» **INFORMATION PROVIDED**
_ _ _ _ _

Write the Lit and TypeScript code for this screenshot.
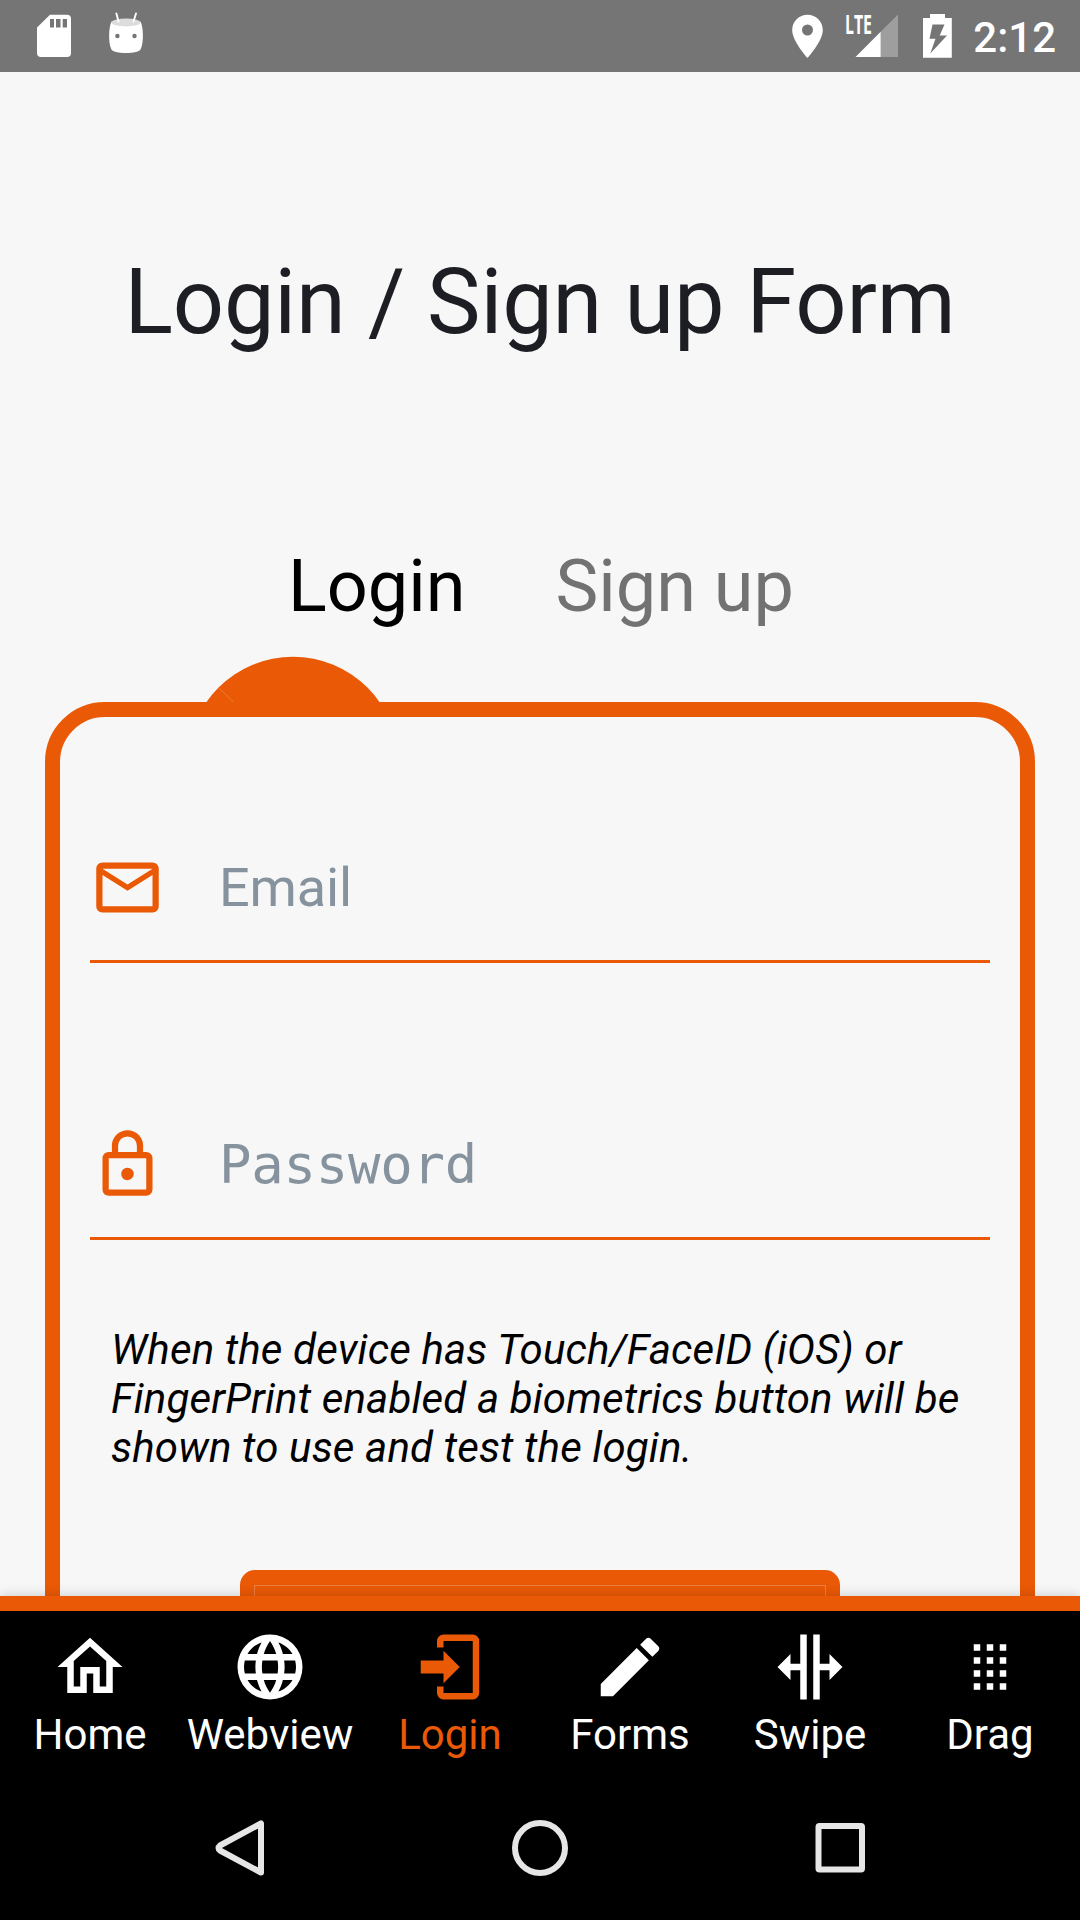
import { LitElement, html, css, svg } from "lit";
import { customElement, property } from "lit/decorators.js";

const ICONS: Record<string, string> = {
  home: "M12 5.69L17 10.19V18H15V12H9V18H7V10.19L12 5.69M12 3L2 12H5V20H11V14H13V20H19V12H22L12 3Z",
  web: "M16.36,14C16.44,13.34 16.5,12.68 16.5,12C16.5,11.32 16.44,10.66 16.36,10H19.74C19.9,10.64 20,11.31 20,12C20,12.69 19.9,13.36 19.74,14M14.59,19.56C15.19,18.45 15.65,17.25 15.97,16H18.92C17.96,17.65 16.43,18.93 14.59,19.56M14.34,14H9.66C9.56,13.34 9.5,12.68 9.5,12C9.5,11.32 9.56,10.65 9.66,10H14.34C14.43,10.65 14.5,11.32 14.5,12C14.5,12.68 14.43,13.34 14.34,14M12,19.96C11.17,18.76 10.5,17.43 10.09,16H13.91C13.5,17.43 12.83,18.76 12,19.96M8,8H5.08C6.03,6.34 7.57,5.06 9.4,4.44C8.8,5.55 8.35,6.75 8,8M5.08,16H8C8.35,17.25 8.8,18.45 9.4,19.56C7.57,18.93 6.03,17.65 5.08,16M4.26,14C4.1,13.36 4,12.69 4,12C4,11.31 4.1,10.64 4.26,10H7.64C7.56,10.66 7.5,11.32 7.5,12C7.5,12.68 7.56,13.34 7.64,14M12,4.03C12.83,5.23 13.5,6.57 13.91,8H10.09C10.5,6.57 11.17,5.23 12,4.03M18.92,8H15.97C15.65,6.75 15.19,5.55 14.59,4.44C16.43,5.07 17.96,6.34 18.92,8M12,2C6.47,2 2,6.5 2,12A10,10 0 0,0 12,22A10,10 0 0,0 22,12A10,10 0 0,0 12,2Z",
  login: "M10,17V14H3V10H10V7L15,12L10,17M10,2H19A2,2 0 0,1 21,4V20A2,2 0 0,1 19,22H10A2,2 0 0,1 8,20V18H10V20H19V4H10V6H8V4A2,2 0 0,1 10,2Z",
  pencil: "M20.71,7.04C21.1,6.65 21.1,6 20.71,5.63L18.37,3.29C18,2.9 17.35,2.9 16.96,3.29L15.12,5.12L18.87,8.87M3,17.25V21H6.75L17.81,9.93L14.06,6.18L3,17.25Z",
  swipe: "M18,16V13H15V22H13V2H15V11H18V8L22,12L18,16M2,12L6,16V13H9V22H11V2H9V11H6V8L2,12Z",
  drag: "M7,19V17H9V19H7M11,19V17H13V19H11M15,19V17H17V19H15M7,15V13H9V15H7M11,15V13H13V15H11M15,15V13H17V15H15M7,11V9H9V11H7M11,11V9H13V11H11M15,11V9H17V11H15M7,7V5H9V7H7M11,7V5H13V7H11M15,7V5H17V7H15Z",
  email: "M22 6C22 4.9 21.1 4 20 4H4C2.9 4 2 4.9 2 6V18C2 19.1 2.9 20 4 20H20C21.1 20 22 19.1 22 18V6M20 6L12 11L4 6H20M20 18H4V8L12 13L20 8V18Z",
  lock: "M12,17C10.89,17 10,16.1 10,15C10,13.89 10.89,13 12,13A2,2 0 0,1 14,15A2,2 0 0,1 12,17M18,20V10H6V20H18M18,8A2,2 0 0,1 20,10V20A2,2 0 0,1 18,22H6C4.89,22 4,21.1 4,20V10C4,8.89 4.89,8 6,8H7V6A5,5 0 0,1 12,1A5,5 0 0,1 17,6V8H18M12,3A3,3 0 0,0 9,6V8H15V6A3,3 0 0,0 12,3Z",
};

@customElement("mdi-icon")
export class MdiIcon extends LitElement {
  @property() name = "home";
  static styles = css`
    :host { display: block; flex: none; }
    .glyph { display: block; width: 100%; height: 100%; fill: currentColor; }
  `;
  render() {
    return html`<svg class="glyph" viewBox="0 0 24 24">${svg`<path d=${ICONS[this.name]}></path>`}</svg>`;
  }
}

@customElement("status-bar")
export class StatusBar extends LitElement {
  static styles = css`
    :host { display: flex; justify-content: space-between; align-items: stretch; height: 72px; background: #757575; color: #fff; }
    .group { display: flex; }
    .pic { display: block; height: 72px; fill: #fff; }
    .time { font: 500 42px/72px Roboto, sans-serif; margin-top: 2px; height: 70px; padding-right: 24px; }
    .lte { font: 700 26px "Open Sans", Roboto, sans-serif; }
  `;
  render() {
    return html`
      <div class="group">
        <svg class="pic" width="160" viewBox="0 0 160 72">
          <path fill-rule="evenodd" d="M50 14.7H67A4 4 0 0 1 71 18.7V53A4 4 0 0 1 67 57H41A4 4 0 0 1 37 53V27.5ZM50 19V27.5H54V19ZM56 19V27.5H60.5V19ZM62.700 19V27.500H67V19Z"></path>
          <path d="M111.500 21.500C117 25 135 25 140.500 21.500C143.500 27 143.800 42 141 48.500C140 52 133 53 126 53C119 53 112 52 111 48.500C108.300 42 108.600 27 111.500 21.500Z"></path>
          <ellipse cx="126" cy="22.500" rx="14.500" ry="3.900" fill="#dcdcdc"></ellipse>
          <path d="M116.400 13.500L118.500 21.500M136 13.500L133.500 21.500" fill="none" stroke="#fff" stroke-width="1.900" stroke-linecap="round"></path>
          <circle cx="117.400" cy="36" r="2.200" fill="#757575"></circle>
          <circle cx="134.500" cy="36" r="2.200" fill="#757575"></circle>
        </svg>
      </div>
      <div class="group">
        <svg class="pic" width="194" viewBox="779 0 194 72">
          <path fill-rule="evenodd" d="M807.500 14.700C799 14.700 792.200 21.500 792.200 30C792.200 41.300 807.500 58 807.500 58S822.800 41.300 822.800 30C822.800 21.500 816 14.700 807.500 14.700ZM807.500 35.500A5.500 5.500 0 1 1 807.500 24.500A5.500 5.500 0 0 1 807.500 35.500Z"></path>
          <path d="M898 14.500V57H880.700V31.800Z" opacity="0.300"></path>
          <path d="M855.500 57L880.700 31.800V57Z"></path>
          <text class="lte" x="845" y="33.500" textLength="27" lengthAdjust="spacingAndGlyphs">LTE</text>
          <path fill-rule="evenodd" d="M930 14H945V18H951.800V57.800H923V18H930ZM932.500 24.500L929.500 38.700H935.500L930.300 53.500L947 35.500H939.700L944.500 24.500Z"></path>
        </svg>
        <span class="time">2:12</span>
      </div>
    `;
  }
}

@customElement("form-field")
export class FormField extends LitElement {
  @property() icon = "email";
  @property() label = "";
  @property({ type: Boolean, reflect: true }) mono = false;
  static styles = css`
    :host { display: flex; align-items: center; box-sizing: border-box; height: 150px; padding-top: 2px; border-bottom: 3px solid #ea5906; color: #ea5906; }
    .icon { width: 75px; height: 75px; }
    .label { margin-left: 54px; font: 54px/64px Roboto, sans-serif; letter-spacing: -0.15px; color: #86939e; }
    :host([mono]) .label { font-family: "DejaVu Sans Mono", monospace; letter-spacing: -0.25px; }
  `;
  render() {
    return html`<mdi-icon class="icon" name=${this.icon}></mdi-icon><span class="label">${this.label}</span>`;
  }
}

@customElement("tab-bar")
export class TabBar extends LitElement {
  static styles = css`
    :host { display: grid; grid-template-columns: repeat(6, 180px); height: 174px; box-sizing: border-box; border-top: 15px solid #ea5906; background: #000; box-shadow: 0 0 12px rgba(0, 0, 0, 0.2); position: relative; }
    .tab { display: flex; flex-direction: column; align-items: center; padding-top: 17px; color: #fff; }
    .tab.active { color: #ea5906; }
    .icon { width: 78px; height: 78px; }
    .label { font: 42px/50px Roboto, sans-serif; margin-top: 4px; }
  `;
  private tabs = [
    ["home", "Home"], ["web", "Webview"], ["login", "Login"],
    ["pencil", "Forms"], ["swipe", "Swipe"], ["drag", "Drag"],
  ];
  render() {
    return this.tabs.map(([icon, label]) => html`
      <div class="tab ${label === "Login" ? "active" : ""}">
        <mdi-icon class="icon" name=${icon}></mdi-icon>
        <span class="label">${label}</span>
      </div>`);
  }
}

@customElement("app-root")
export class AppRoot extends LitElement {
  static styles = css`
    :host { display: flex; flex-direction: column; width: 1080px; height: 1920px; overflow: hidden; background: #f7f7f7; font-family: Roboto, sans-serif; }
    .screen { flex: none; height: 1524px; overflow: hidden; box-sizing: border-box; padding: 178px 45px 0; }
    .title { margin: 0; font-weight: 400; font-size: 90px; line-height: 106px; letter-spacing: -0.12px; text-align: center; color: #1d1e23; white-space: nowrap; }
    .modes { display: flex; justify-content: center; gap: 90px; margin-top: 189px; padding-left: 2px; font-size: 72px; line-height: 84px; color: #727272; }
    .on { color: #000; }
    .card { position: relative; box-sizing: border-box; margin-top: 73px; height: 1000px; border: 15px solid #ea5906; border-radius: 60px; padding: 96px 30px 0; }
    .bump { position: absolute; left: 135px; top: -61px; display: block; }
    .second { margin-top: 127px; }
    .note { margin: 85px 0 0 21px; font-size: 42px; line-height: 49.1px; letter-spacing: 0.16px; font-style: italic; color: #000; white-space: nowrap; }
    .button { box-sizing: border-box; width: 600px; height: 150px; margin: 98px auto 0; padding: 15px 14px; border-radius: 15px; background: #ea5906; }
    .face { height: 120px; box-sizing: border-box; border: 1px solid #ee7d40; }
    .system { flex: 1; background: #000; }
    .keys { display: block; }
  `;
  render() {
    return html`
      <status-bar></status-bar>
      <main class="screen">
        <h1 class="title">Login / Sign up Form</h1>
        <div class="modes"><span class="on">Login</span><span>Sign up</span></div>
        <section class="card">
          <svg class="bump" width="200" height="61" viewBox="195 656 200 61">
            <circle cx="293" cy="762" r="105.300" fill="#ea5906"></circle>
            <path d="M219 688L233.500 702" stroke="#f08a50" stroke-width="0.700"></path>
          </svg>
          <form-field icon="email" label="Email"></form-field>
          <form-field class="second" icon="lock" label="Password" mono></form-field>
          <p class="note">When the device has Touch/FaceID (iOS) or<br>FingerPrint enabled a biometrics button will be<br>shown to use and test the login.</p>
          <div class="button"><div class="face"></div></div>
        </section>
      </main>
      <tab-bar></tab-bar>
      <nav class="system">
        <svg class="keys" width="1080" height="150" viewBox="0 1770 1080 150" fill="none" stroke="#e6e6e6" stroke-width="6" stroke-linejoin="round">
          <path d="M261 1823.500V1872.500L220 1850.500Q217 1848 220 1845.500Z"></path>
          <circle cx="540" cy="1848" r="25"></circle>
          <rect x="818.500" y="1826" width="43.500" height="43.500" rx="1"></rect>
        </svg>
      </nav>
    `;
  }
}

_ _ _ _ _

» **EXERCISE AIM**
Show all lines from the data above in which the word "this" appears.

» **EXERCISE ANSWER**
Write the Lit and TypeScript code for this screenshot.
    return html`<svg class="glyph" viewBox="0 0 24 24">${svg`<path d=${ICONS[this.name]}></path>`}</svg>`;
    return html`<mdi-icon class="icon" name=${this.icon}></mdi-icon><span class="label">${this.label}</span>`;
    return this.tabs.map(([icon, label]) => html`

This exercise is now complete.